Three areas warrant close attention:

  1. Office Lease Expirations: 8.1% of office square footage expires in 2026, including VMware's 18,581 SF expiring January 2026

  2. Interest Rate Sensitivity: The credit facility recast in H1 2026 will reprice debt in the current elevated rate environment

  3. Waikiki Hotel Volatility: The mixed-use Embassy Suites saw occupancy decline to 82.3% from 85.9% YoY, with RevPAR down 5%

The Bottom Line

American Assets Trust delivered a Q4 that met low expectations, but the earnings call painted a more optimistic picture. The 14.5% FFO decline reflects tough comps and persistent office headwinds, but leasing momentum is accelerating with 68K sq ft already signed in 2026 and 449K sq ft in the active pipeline.

Management is targeting 86%-88% office occupancy by year-end 2026 (up 400 bps), with AI tenants emerging as a demand driver at One Beach Street.

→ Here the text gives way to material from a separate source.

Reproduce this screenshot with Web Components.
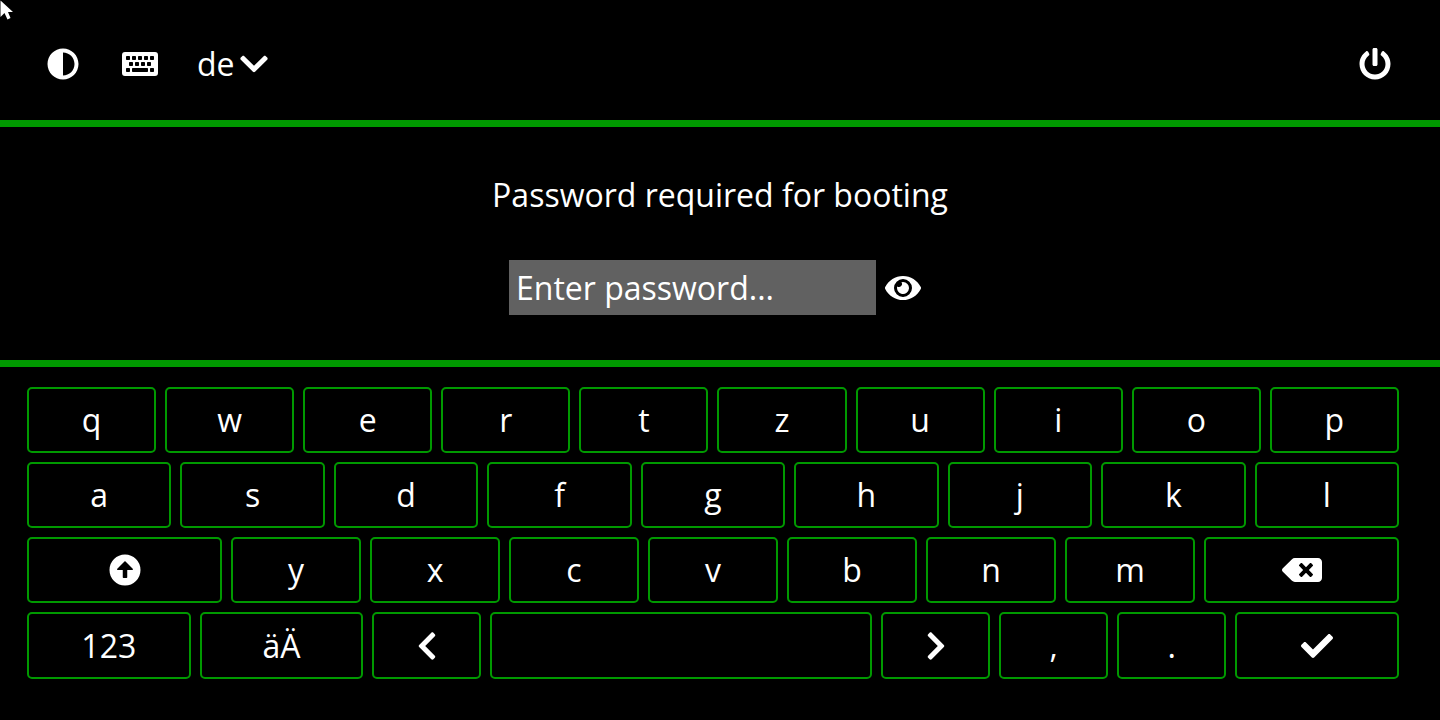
<!DOCTYPE html>
<html lang="en">
<head>
<meta charset="utf-8">
<title>Unlock</title>
<style>
html, body { height: 100%; }
body { margin: 0; background: #000; color: #fff; font: 32px/44px "Open Sans", "Noto Sans", sans-serif; }
</style>
</head>
<body>
<unlock-screen></unlock-screen>
<script>
const ICONS = {
  contrast: [512, 512, 'M8 256c0 136.966 111.033 248 248 248s248-111.034 248-248S392.966 8 256 8 8 119.033 8 256zm248 184V72c101.705 0 184 82.311 184 184 0 101.705-82.311 184-184 184z'],
  keyboard: [576, 512, 'M48 64H528a48 48 0 0 1 48 48V400a48 48 0 0 1-48 48H48a48 48 0 0 1-48-48V112a48 48 0 0 1 48-48z' +
    [[64,128],[160,128],[256,128],[352,128],[448,128],[112,224],[208,224],[304,224],[400,224],[64,320],[448,320]].map(([x, y]) => `M${x + 12} ${y}a12 12 0 0 0-12 12v40a12 12 0 0 0 12 12h40a12 12 0 0 0 12-12v-40a12 12 0 0 0-12-12z`).join('') +
    'M172 320a12 12 0 0 0-12 12v40a12 12 0 0 0 12 12h232a12 12 0 0 0 12-12v-40a12 12 0 0 0-12-12z'],
  power: [512, 512, 'M400 54.1c63 45 104 118.6 104 201.9 0 136.8-110.8 247.7-247.5 248C120 504.3 8.2 393 8 256.4 7.9 173.1 48.9 99.3 111.8 54.2c11.7-8.3 28-4.8 35 7.7L162.6 90c5.9 10.5 3.1 23.8-6.6 31-41.5 30.8-68 79.6-68 134.9-.1 92.3 74.5 168.1 168 168.1 91.6 0 168.6-74.2 168-169.1-.3-51.8-24.7-101.8-68.1-134-9.7-7.2-12.4-20.5-6.5-30.9l15.8-28.1c7-12.4 23.2-16.1 34.8-7.8zM296 264V24c0-13.3-10.7-24-24-24h-32c-13.3 0-24 10.7-24 24v240c0 13.3 10.7 24 24 24h32c13.3 0 24-10.7 24-24z'],
  eye: [576, 512, 'M572.52 241.4C518.29 135.59 410.93 64 288 64S57.68 135.64 3.48 241.41a32.35 32.35 0 0 0 0 29.19C57.71 376.41 165.07 448 288 448s230.32-71.64 284.52-177.41a32.35 32.35 0 0 0 0-29.19zM288 400a144 144 0 1 1 144-144 143.93 143.93 0 0 1-144 144zm0-240a95.31 95.31 0 0 0-25.31 3.79 47.85 47.85 0 0 1-66.9 66.9A95.78 95.78 0 1 0 288 160z'],
  down: [448, 512, 'M207.029 381.476L12.686 187.132c-9.373-9.373-9.373-24.569 0-33.941l22.667-22.667c9.357-9.357 24.522-9.375 33.901-.04L224 284.505l154.745-154.021c9.379-9.335 24.544-9.317 33.901.04l22.667 22.667c9.373 9.373 9.373 24.569 0 33.941L240.971 381.476c-9.373 9.372-24.569 9.372-33.942 0z'],
  left: [320, 512, 'M34.52 239.03L228.87 44.69c9.37-9.37 24.57-9.37 33.94 0l22.67 22.67c9.36 9.36 9.37 24.52.04 33.9L131.49 256l154.02 154.75c9.34 9.38 9.32 24.54-.04 33.9l-22.67 22.67c-9.37 9.37-24.57 9.37-33.94 0L34.52 272.97c-9.37-9.37-9.37-24.57 0-33.94z'],
  right: [320, 512, 'M285.476 272.971L91.132 467.314c-9.373 9.373-24.569 9.373-33.941 0l-22.667-22.667c-9.357-9.357-9.375-24.522-.04-33.901L188.505 256 34.484 101.255c-9.335-9.379-9.317-24.544.04-33.901l22.667-22.667c9.373-9.373 24.569-9.373 33.941 0L285.475 239.03c9.373 9.372 9.373 24.568.001 33.941z'],
  check: [512, 512, 'M173.898 439.404l-166.4-166.4c-9.997-9.997-9.997-26.206 0-36.204l36.203-36.204c9.997-9.998 26.207-9.998 36.204 0L192 312.69 432.095 72.596c9.997-9.997 26.207-9.997 36.204 0l36.203 36.204c9.997 9.997 9.997 26.206 0 36.204l-294.4 294.401c-9.998 9.997-26.207 9.997-36.204-.001z'],
  shift: [512, 512, 'M256 8a248 248 0 1 0 0 496a248 248 0 1 0 0-496zM292 256V372a12 12 0 0 1-12 12H232a12 12 0 0 1-12-12V256H140.900c-10.700 0-16.100-12.900-8.500-20.500L247.500 120.500c4.700-4.700 12.300-4.700 17 0L379.600 235.500c7.600 7.600 2.200 20.500-8.500 20.500z'],
  backspace: [640, 512, 'M576 64H205.26A63.97 63.97 0 0 0 160 82.75L9.37 233.37c-12.5 12.5-12.5 32.76 0 45.25L160 429.25c12 12 28.28 18.75 45.25 18.75H576c35.35 0 64-28.65 64-64V128c0-35.35-28.65-64-64-64zm-84.69 254.06c6.25 6.25 6.25 16.38 0 22.63l-22.62 22.62c-6.25 6.25-16.38 6.25-22.63 0L384 301.25l-62.06 62.06c-6.25 6.25-16.38 6.25-22.63 0l-22.62-22.62c-6.25-6.25-6.25-16.38 0-22.63L338.75 256l-62.06-62.06c-6.25-6.25-6.25-16.38 0-22.63l22.62-22.62c6.25-6.25 16.38-6.25 22.63 0L384 210.75l62.06-62.06c6.25-6.25 16.38-6.25 22.63 0l22.62 22.62c6.25 6.25 6.25 16.38 0 22.63L429.25 256l62.06 62.06z']
};

class UiIcon extends HTMLElement {
  constructor() {
    super();
    const [w, h, d] = ICONS[this.getAttribute('name')];
    this.attachShadow({ mode: 'open' }).innerHTML = `
      <style>
        :host { display: block; flex: none; }
        svg { display: block; width: ${w / 16}px; height: ${h / 16}px; fill: currentColor; }
      </style>
      <svg viewBox="0 0 ${w} ${h}" aria-hidden="true"><path fill-rule="evenodd" d="${d}"/></svg>`;
  }
}
customElements.define('ui-icon', UiIcon);

class IconButton extends HTMLElement {
  constructor() {
    super();
    this.attachShadow({ mode: 'open' }).innerHTML = `
      <style>
        :host { display: block; flex: none; }
        button { display: flex; align-items: center; justify-content: center; width: 40px; margin: 0; padding: 0; border: 0; background: none; color: inherit; font: inherit; cursor: pointer; }
      </style>
      <button type="button" aria-label="${this.getAttribute('label')}"><ui-icon name="${this.getAttribute('icon')}"></ui-icon></button>`;
  }
}
customElements.define('icon-button', IconButton);

class LayoutPicker extends HTMLElement {
  constructor() {
    super();
    this.attachShadow({ mode: 'open' }).innerHTML = `
      <style>
        :host { display: block; }
        label { display: grid; align-items: center; justify-items: end; }
        select, ui-icon { grid-area: 1 / 1; }
        select { appearance: none; width: 71px; height: 44px; margin: 0; padding: 0; border: 0; background: none; color: inherit; font: inherit; }
        ui-icon { pointer-events: none; }
      </style>
      <label><select aria-label="Keyboard layout"><option>de</option><option>fr</option><option>us</option></select><ui-icon name="down"></ui-icon></label>`;
  }
}
customElements.define('layout-picker', LayoutPicker);

class TopBar extends HTMLElement {
  constructor() {
    super();
    this.attachShadow({ mode: 'open' }).innerHTML = `
      <style>
        :host { display: flex; align-items: center; justify-content: space-between; box-sizing: border-box; height: 127px; padding: 8px 45px 0 43px; border-bottom: 7px solid #009900; }
        div { display: flex; align-items: center; }
        .tools { gap: 37px; }
      </style>
      <div class="tools"><slot></slot></div>
      <div><slot name="end"></slot></div>`;
  }
}
customElements.define('top-bar', TopBar);

class PasswordPrompt extends HTMLElement {
  constructor() {
    super();
    this.attachShadow({ mode: 'open' }).innerHTML = `
      <style>
        :host { display: flex; flex-direction: column; align-items: center; box-sizing: border-box; height: 240px; padding-top: 46px; border-bottom: 7px solid #009900; }
        label { display: block; }
        .field { display: flex; align-items: center; gap: 7px; margin: 43px 8px 0 0; }
        input { box-sizing: border-box; width: 367px; height: 55px; margin: 0; padding: 0 7px; border: 0; border-radius: 0; outline: 0; background: #616161; color: inherit; font: inherit; }
        input::placeholder { color: #fff; opacity: 1; }
      </style>
      <label for="password"><slot></slot></label>
      <div class="field">
        <input id="password" type="password" placeholder="Enter password...">
        <icon-button icon="eye" label="Show password"></icon-button>
      </div>`;
  }
}
customElements.define('password-prompt', PasswordPrompt);

class KeyCap extends HTMLElement {
  constructor() {
    super();
    const icon = this.getAttribute('icon');
    const label = this.getAttribute('label');
    this.attachShadow({ mode: 'open' }).innerHTML = `
      <style>
        :host { display: flex; flex: ${this.getAttribute('span') || 1} 1 0; min-width: 0; }
        button { display: flex; flex: 1; align-items: center; justify-content: center; box-sizing: border-box; min-width: 0; margin: 0; padding: 0; border: 2px solid #009900; border-radius: 5px; background: #000; color: inherit; font: inherit; }
      </style>
      <button type="button"${label ? ` aria-label="${label}"` : ''}>${icon ? `<ui-icon name="${icon}"></ui-icon>` : '<slot></slot>'}</button>`;
  }
}
customElements.define('key-cap', KeyCap);

class KeyBoard extends HTMLElement {
  constructor() {
    super();
    const letters = s => [...s].map(c => `<key-cap span="2">${c}</key-cap>`).join('');
    this.attachShadow({ mode: 'open' }).innerHTML = `
      <style>
        :host { display: flex; flex-direction: column; gap: 9px; padding: 20px 41px 0 27px; }
        div { display: flex; gap: 9px; height: 66px; }
        .bottom { height: 67px; }
      </style>
      <div>${letters('qwertzuiop')}</div>
      <div>${letters('asdfghjkl')}</div>
      <div><key-cap span="3" icon="shift" label="Shift"></key-cap>${letters('yxcvbnm')}<key-cap span="3" icon="backspace" label="Backspace"></key-cap></div>
      <div class="bottom">
        <key-cap span="3">123</key-cap><key-cap span="3">äÄ</key-cap>
        <key-cap span="2" icon="left" label="Move left"></key-cap>
        <key-cap span="7" label="Space"></key-cap>
        <key-cap span="2" icon="right" label="Move right"></key-cap>
        <key-cap span="2">,</key-cap><key-cap span="2">.</key-cap>
        <key-cap span="3" icon="check" label="Confirm"></key-cap>
      </div>`;
  }
}
customElements.define('key-board', KeyBoard);

class MousePointer extends HTMLElement {
  constructor() {
    super();
    this.attachShadow({ mode: 'open' }).innerHTML = `
      <style>
        :host { position: absolute; top: 0; left: 0; pointer-events: none; }
        svg { display: block; }
      </style>
      <svg width="14" height="20" viewBox="0 0 14 20" aria-hidden="true"><path fill="#fff" d="M0.500 0.500V17L4.500 13L7.500 19.500L10.500 18L8 12H13z"/></svg>`;
  }
}
customElements.define('mouse-pointer', MousePointer);

class UnlockScreen extends HTMLElement {
  constructor() {
    super();
    this.attachShadow({ mode: 'open' }).innerHTML = `
      <style>:host { display: block; }</style>
      <top-bar>
        <icon-button icon="contrast" label="Toggle theme"></icon-button>
        <icon-button icon="keyboard" label="Toggle keyboard"></icon-button>
        <layout-picker></layout-picker>
        <icon-button slot="end" icon="power" label="Power off"></icon-button>
      </top-bar>
      <password-prompt>Password required for booting</password-prompt>
      <key-board></key-board>
      <mouse-pointer></mouse-pointer>`;
  }
}
customElements.define('unlock-screen', UnlockScreen);
</script>
</body>
</html>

The guidance of $2.03 FFO/share at the midpoint signals modest growth, but multiple paths to upside exist if leasing converts earlier than expected.

With a 7.3% dividend yield (based on current price), investment-grade balance sheet, and $0.30/share of FFO upside from development stabilization, AAT offers income investors an asymmetric play on West Coast office recovery — with retail and multifamily providing cash flow stability while office turns the corner.